(Image by Flickr user law_keven used under a Creative Commons license.)
I've been wrestling with how to respond to this, because it deserves a response-- only, responding to it, I fear, does violence to James and his project, which I most certainly don't want to do:
Part of the reticence on my part that Freddie takes for Helenism is an attempt at implementing a wisdom of due distance, in which the virtue of not closing the civilizing (and civilized) interdictory space between (and among) us is practiced not-too-reflectively. In that way it seeks to back off from the excesses, to take advantage of Dr. Ceaser’s schema, of both conservative virtue-ism and postmodern conservative manner-ism in their most pompous or obsessive or prideful self-awareness. It seeks, then, too, to avoid the complementary despair or envy that comes from excessive self-awareness of either (and any!) kind. The self, alone, is too empty for either to truly nourish the soul, no matter how hard we think about it or how deeply we strain to feel about it. And, finally, it seeks to privilege the secret, hidden, private, domestic site of virtue.I lack the wisdom or erudition to say what I think about this and not take conversation exactly where James doesn't want it to go.

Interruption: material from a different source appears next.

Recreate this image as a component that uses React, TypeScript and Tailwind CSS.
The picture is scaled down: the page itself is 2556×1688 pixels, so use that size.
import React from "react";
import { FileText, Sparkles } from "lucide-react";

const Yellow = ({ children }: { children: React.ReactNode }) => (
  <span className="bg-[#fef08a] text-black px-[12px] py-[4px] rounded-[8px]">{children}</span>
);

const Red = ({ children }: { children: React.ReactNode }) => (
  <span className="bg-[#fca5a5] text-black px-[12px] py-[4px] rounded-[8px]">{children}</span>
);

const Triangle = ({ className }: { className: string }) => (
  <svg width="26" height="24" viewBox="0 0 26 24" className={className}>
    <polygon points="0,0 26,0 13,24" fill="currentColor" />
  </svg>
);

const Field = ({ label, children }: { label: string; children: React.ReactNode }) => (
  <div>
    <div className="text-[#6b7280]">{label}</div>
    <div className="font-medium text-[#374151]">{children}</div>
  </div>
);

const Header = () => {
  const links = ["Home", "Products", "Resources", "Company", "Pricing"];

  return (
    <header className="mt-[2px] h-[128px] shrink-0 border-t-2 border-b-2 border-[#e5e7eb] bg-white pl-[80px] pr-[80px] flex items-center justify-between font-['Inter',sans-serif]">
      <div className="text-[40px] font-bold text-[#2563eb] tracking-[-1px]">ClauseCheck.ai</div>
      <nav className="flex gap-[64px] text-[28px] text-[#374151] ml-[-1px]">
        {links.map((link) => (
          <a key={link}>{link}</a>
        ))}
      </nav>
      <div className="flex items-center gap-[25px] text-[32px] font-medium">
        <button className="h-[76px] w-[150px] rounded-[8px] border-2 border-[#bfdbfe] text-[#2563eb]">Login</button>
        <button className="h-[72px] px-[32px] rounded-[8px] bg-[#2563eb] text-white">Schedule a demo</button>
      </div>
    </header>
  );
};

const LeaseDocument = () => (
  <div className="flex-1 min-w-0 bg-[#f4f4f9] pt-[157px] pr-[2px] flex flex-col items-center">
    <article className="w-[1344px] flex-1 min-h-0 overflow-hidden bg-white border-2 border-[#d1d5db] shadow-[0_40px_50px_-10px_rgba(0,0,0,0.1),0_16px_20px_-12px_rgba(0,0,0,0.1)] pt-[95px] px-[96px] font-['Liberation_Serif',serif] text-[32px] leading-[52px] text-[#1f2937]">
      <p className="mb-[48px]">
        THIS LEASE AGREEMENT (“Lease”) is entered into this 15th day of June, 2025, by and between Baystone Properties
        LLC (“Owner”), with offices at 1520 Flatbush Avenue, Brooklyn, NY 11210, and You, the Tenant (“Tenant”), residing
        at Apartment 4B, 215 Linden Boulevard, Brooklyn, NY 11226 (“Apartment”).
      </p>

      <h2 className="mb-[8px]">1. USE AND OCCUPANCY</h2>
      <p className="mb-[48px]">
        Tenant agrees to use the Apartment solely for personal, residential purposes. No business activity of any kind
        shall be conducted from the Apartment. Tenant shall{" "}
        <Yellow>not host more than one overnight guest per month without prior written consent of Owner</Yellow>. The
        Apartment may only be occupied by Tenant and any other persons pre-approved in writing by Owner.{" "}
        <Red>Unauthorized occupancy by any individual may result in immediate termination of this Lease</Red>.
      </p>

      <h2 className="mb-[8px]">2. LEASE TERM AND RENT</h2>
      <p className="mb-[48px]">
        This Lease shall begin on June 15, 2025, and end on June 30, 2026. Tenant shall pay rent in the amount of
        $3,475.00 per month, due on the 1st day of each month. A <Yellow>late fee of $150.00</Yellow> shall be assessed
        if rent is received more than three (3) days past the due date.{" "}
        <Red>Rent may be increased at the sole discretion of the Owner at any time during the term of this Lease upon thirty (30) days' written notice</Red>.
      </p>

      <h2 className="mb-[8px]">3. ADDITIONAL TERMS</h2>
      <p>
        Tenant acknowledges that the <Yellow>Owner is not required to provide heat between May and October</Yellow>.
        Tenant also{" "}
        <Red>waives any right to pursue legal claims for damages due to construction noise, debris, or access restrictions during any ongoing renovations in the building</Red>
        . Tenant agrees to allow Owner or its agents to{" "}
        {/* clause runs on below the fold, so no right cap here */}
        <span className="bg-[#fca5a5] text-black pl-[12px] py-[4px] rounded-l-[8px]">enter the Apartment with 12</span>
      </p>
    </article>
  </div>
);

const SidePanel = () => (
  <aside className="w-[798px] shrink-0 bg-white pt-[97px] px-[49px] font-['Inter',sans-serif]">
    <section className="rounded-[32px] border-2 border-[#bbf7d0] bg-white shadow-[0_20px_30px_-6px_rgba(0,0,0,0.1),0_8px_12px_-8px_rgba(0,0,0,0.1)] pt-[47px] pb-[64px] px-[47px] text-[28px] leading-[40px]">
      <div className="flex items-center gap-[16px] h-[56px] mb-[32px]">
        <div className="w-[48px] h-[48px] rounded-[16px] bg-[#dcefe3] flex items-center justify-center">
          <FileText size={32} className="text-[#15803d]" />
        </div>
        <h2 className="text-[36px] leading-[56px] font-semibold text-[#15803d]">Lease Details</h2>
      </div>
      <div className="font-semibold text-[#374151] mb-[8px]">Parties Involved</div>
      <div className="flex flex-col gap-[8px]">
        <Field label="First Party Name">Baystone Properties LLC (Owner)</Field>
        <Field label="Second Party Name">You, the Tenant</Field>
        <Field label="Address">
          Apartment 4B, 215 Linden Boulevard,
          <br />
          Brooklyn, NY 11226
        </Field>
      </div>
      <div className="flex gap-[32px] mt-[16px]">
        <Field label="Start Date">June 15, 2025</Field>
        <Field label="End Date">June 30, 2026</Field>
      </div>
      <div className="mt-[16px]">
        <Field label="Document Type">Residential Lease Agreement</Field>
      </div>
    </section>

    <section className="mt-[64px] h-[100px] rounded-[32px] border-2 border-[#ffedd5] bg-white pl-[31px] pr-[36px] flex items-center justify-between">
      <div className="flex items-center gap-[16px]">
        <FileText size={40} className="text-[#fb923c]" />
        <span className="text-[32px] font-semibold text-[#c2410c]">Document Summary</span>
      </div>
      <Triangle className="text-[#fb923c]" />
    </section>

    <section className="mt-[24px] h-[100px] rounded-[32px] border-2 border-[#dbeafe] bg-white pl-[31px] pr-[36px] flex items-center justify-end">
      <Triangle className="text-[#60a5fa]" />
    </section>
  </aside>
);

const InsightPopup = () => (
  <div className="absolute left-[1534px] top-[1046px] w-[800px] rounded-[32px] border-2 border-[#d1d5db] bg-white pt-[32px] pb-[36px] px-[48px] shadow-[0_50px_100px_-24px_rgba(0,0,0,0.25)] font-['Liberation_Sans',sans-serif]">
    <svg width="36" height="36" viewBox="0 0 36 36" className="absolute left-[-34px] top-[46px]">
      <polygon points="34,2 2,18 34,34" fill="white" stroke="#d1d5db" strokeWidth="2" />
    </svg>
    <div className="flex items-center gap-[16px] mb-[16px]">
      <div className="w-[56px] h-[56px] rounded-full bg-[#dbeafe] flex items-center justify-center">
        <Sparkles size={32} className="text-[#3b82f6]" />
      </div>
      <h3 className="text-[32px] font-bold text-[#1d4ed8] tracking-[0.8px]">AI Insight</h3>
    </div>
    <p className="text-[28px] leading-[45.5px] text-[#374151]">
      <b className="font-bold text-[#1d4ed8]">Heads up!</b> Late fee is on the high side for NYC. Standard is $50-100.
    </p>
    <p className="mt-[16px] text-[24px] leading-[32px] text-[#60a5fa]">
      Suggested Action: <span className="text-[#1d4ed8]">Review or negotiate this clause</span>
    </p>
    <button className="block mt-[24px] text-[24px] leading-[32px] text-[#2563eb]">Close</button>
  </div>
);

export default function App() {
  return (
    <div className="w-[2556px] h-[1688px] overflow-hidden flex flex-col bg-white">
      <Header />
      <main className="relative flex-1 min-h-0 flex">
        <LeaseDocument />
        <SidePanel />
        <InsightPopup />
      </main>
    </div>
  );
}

The great question, for the existentialist, is where my duty to create the meaning of man through my action abuts the duty of my neighbor. Where does public good end and private virtue begin, and where does my terrible right to self-government encroach on the right of the other? This is what Scott Payne is trying to get at, what my commenters are unsatisfied with my answers to. This is why Daru only leads his prisoner to the edge of the mountain. Daru's abdication is necessary for his prisoner's acceptance, and yet it's bad faith, all the same. And it kills him.
I've felt a little lately like this is a vulgar enterprise, and I wonder if there's any sense in which I can undertake it without being guilty of precisely the self-obsession James warns about. Some can; but I suspect I haven't got the chops. It's helped to be busier lately.
I just don't think, in the end of the day, the politics of manners Helen prefers can create the society that she wants, and in the interim it makes this world a colder place. Not that I want a politics of love that's obvious, or easy, or cheap, or powerful, or assured, or certain. William Carlos Williams said that he thought of ee cummings like the prisoner in solitary confinement, who staves off madness by throwing a pin over his shoulder in the dark, to search for it for hours on hands and knees, only to find it and throw it away again. That's all I ask for, the same kind of grasping.
OK. Enough intellectual violence, intentional or not, from me for tonight. Karl Shapiro knows what I mean.
The Dirty Word
by Karl Shapiro
The dirty word hops in the cage of the mind like the Pondicherry vulture, stomping with its heavy claw on the sweet meat of the brain and tearing it with its vicious beak, ripping and chopping the flesh. Terrified, the small boy bears the big bird of the dirty word into the house, and, grunting, puffing, carries it up the stairs to his own room in the skull. Bits of black feather cling to his clothes and his hair as he locks the staring creature in the dark closet.
All day the small boy returns to the closet to examine and feed the bird, to caress and kick the bird, that now snaps and flaps its wings savagely whenever the door is opened. How the boy trembles and delights at the sight of the white excrement of the bird! How the bird leaps and rushes against the walls of the skull, trying to escape from the zoo of the vocabulary! How wildly snaps the sweet meat of the brain in its rage.
And the bird outlives the man, being freed at the man’s death-funeral by a word from the Rabbi.
(But I one morning went upstairs and opened the door and entered the closet and found the great bird dead. Softly I wept it and softly removed it and softly buried the body of the bird in the hollyhock garden of the house I lived in twenty years before. And out of the worn black feathers of the wing I have made these pens to write these elegies, for I have outlived the bird, and I have murdered it in my early manhood).